* START Data excerpt *

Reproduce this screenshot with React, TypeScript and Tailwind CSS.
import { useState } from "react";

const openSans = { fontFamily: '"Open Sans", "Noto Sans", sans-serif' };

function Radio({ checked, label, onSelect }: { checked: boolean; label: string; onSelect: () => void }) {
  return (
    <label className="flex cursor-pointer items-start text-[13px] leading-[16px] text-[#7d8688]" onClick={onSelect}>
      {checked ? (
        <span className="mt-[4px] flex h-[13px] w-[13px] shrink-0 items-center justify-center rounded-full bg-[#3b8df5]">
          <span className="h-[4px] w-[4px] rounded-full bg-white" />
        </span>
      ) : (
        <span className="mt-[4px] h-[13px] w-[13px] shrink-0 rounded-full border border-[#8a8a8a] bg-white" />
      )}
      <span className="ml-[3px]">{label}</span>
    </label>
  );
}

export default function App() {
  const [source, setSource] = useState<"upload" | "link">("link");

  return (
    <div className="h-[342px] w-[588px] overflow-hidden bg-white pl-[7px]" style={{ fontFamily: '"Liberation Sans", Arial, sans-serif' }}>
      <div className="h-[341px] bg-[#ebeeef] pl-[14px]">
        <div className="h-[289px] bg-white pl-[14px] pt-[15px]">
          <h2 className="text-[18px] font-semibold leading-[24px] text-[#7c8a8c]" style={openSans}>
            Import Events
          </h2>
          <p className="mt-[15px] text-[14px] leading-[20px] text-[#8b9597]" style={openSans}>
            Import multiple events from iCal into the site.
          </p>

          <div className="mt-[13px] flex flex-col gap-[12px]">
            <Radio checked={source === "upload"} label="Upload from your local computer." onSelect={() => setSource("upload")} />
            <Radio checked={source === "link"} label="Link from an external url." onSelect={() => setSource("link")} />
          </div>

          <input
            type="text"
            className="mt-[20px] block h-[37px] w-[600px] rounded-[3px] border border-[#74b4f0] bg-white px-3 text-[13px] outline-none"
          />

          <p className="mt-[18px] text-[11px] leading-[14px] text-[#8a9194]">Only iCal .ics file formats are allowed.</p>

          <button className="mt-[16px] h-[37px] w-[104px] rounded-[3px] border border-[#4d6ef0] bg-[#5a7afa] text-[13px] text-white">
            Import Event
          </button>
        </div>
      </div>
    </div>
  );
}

* END Data excerpt *

▶ **What is expected**
Write the data back out verbatim.

▶ **The output**
Reproduce this screenshot with React, TypeScript and Tailwind CSS.
import { useState } from "react";

const openSans = { fontFamily: '"Open Sans", "Noto Sans", sans-serif' };

function Radio({ checked, label, onSelect }: { checked: boolean; label: string; onSelect: () => void }) {
  return (
    <label className="flex cursor-pointer items-start text-[13px] leading-[16px] text-[#7d8688]" onClick={onSelect}>
      {checked ? (
        <span className="mt-[4px] flex h-[13px] w-[13px] shrink-0 items-center justify-center rounded-full bg-[#3b8df5]">
          <span className="h-[4px] w-[4px] rounded-full bg-white" />
        </span>
      ) : (
        <span className="mt-[4px] h-[13px] w-[13px] shrink-0 rounded-full border border-[#8a8a8a] bg-white" />
      )}
      <span className="ml-[3px]">{label}</span>
    </label>
  );
}

export default function App() {
  const [source, setSource] = useState<"upload" | "link">("link");

  return (
    <div className="h-[342px] w-[588px] overflow-hidden bg-white pl-[7px]" style={{ fontFamily: '"Liberation Sans", Arial, sans-serif' }}>
      <div className="h-[341px] bg-[#ebeeef] pl-[14px]">
        <div className="h-[289px] bg-white pl-[14px] pt-[15px]">
          <h2 className="text-[18px] font-semibold leading-[24px] text-[#7c8a8c]" style={openSans}>
            Import Events
          </h2>
          <p className="mt-[15px] text-[14px] leading-[20px] text-[#8b9597]" style={openSans}>
            Import multiple events from iCal into the site.
          </p>

          <div className="mt-[13px] flex flex-col gap-[12px]">
            <Radio checked={source === "upload"} label="Upload from your local computer." onSelect={() => setSource("upload")} />
            <Radio checked={source === "link"} label="Link from an external url." onSelect={() => setSource("link")} />
          </div>

          <input
            type="text"
            className="mt-[20px] block h-[37px] w-[600px] rounded-[3px] border border-[#74b4f0] bg-white px-3 text-[13px] outline-none"
          />

          <p className="mt-[18px] text-[11px] leading-[14px] text-[#8a9194]">Only iCal .ics file formats are allowed.</p>

          <button className="mt-[16px] h-[37px] w-[104px] rounded-[3px] border border-[#4d6ef0] bg-[#5a7afa] text-[13px] text-white">
            Import Event
          </button>
        </div>
      </div>
    </div>
  );
}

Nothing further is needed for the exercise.